Ulric Haynes

Personal information
- Full name: Ulric Noel Haynes
- Date of birth: 12 December 1948
- Place of birth: Tacarigua, East–West Corridor Trinidad and Tobago
- Date of death: 20 July 2025 (aged 76)
- Place of death: Tacarigua, East–West Corridor Trinidad and Tobago
- Position: Forward

Youth career
- ?–1964: St Mary’s Anglican Primary

Senior career*
- Years: Team / Apps / (Gls)
- 1965–1977: Malvern

International career
- 1968–1971: Trinidad and Tobago / 12 / (2)

= Ulric Haynes (footballer) =

Trinidadian footballer (1948–2025)

Ulric Noel Haynes (12 December 1948 – 20 July 2025) was a Trinidadian footballer.
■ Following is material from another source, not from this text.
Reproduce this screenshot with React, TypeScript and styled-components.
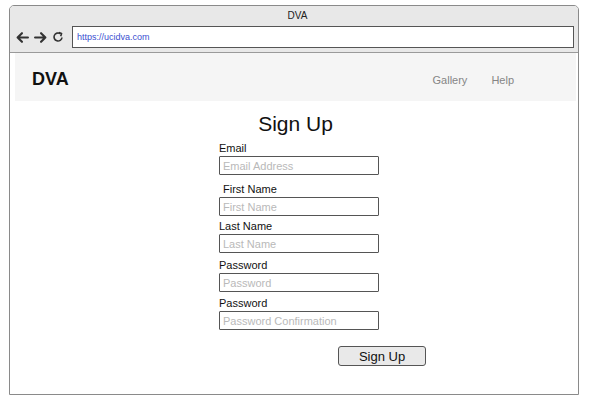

Nicknamed "Buggy", he played as a forward for Malvern throughout the 1970s. He also represented Trinidad and Tobago for the 1969 and 1971 CONCACAF Championships.

==Club career==
Haynes began his career within the St Mary’s Anglican Primary School where he played both cricket and football before he was signed for Malvern in the 1960s. Throughout the 1970s, he served as captain for the 1976 CONCACAF Champions' Cup where he served until his retirement in 1977.

==International career==
Haynes was first called up for Trinidad and Tobago in the 1970 FIFA World Cup qualifiers in a 4–0 beating by Guatemala on 17 November with Haynes playing the other legged match against the Chapines and in both matches against Haiti. Despite not qualifying for the 1970 FIFA World Cup, Haynes was able to play for the 1969 CONCACAF Championship in all five games, scoring two goals against Jamaica and Netherlands Antilles throughout the tournament. He was then called up for the subsequent 1971 CONCACAF Championship where he played in the draws against Honduras and Cuba as well as the 0–1 loss against Mexico. His international career following his participation in a boycott over not having their suspensions removed by the TTFA over scheduling and training conflicts alongside Wilfred Cave, Leroy Spann, Trevor Leiba, Godfrey Harris and Renwick Williams.

==Later life==
Haynes remained active in his activities for his former club of Malvern. In 2013, he hosted a reunion that featured his former teammates including Selby Browne, Ulric Boxhill, Desmond “Baby” Headley, Chris Mendes, Michael Saldenha and Russell Bristol as they all went on to coach the club in some capacity.

He had also been active in his own local community of Tacaringua, opening up the Buggy Haynes Coaching School in 1988 with Ben Sambrano, teaching football, cricket and athletics.

Haynes died on 24 January 2025 following a long illness.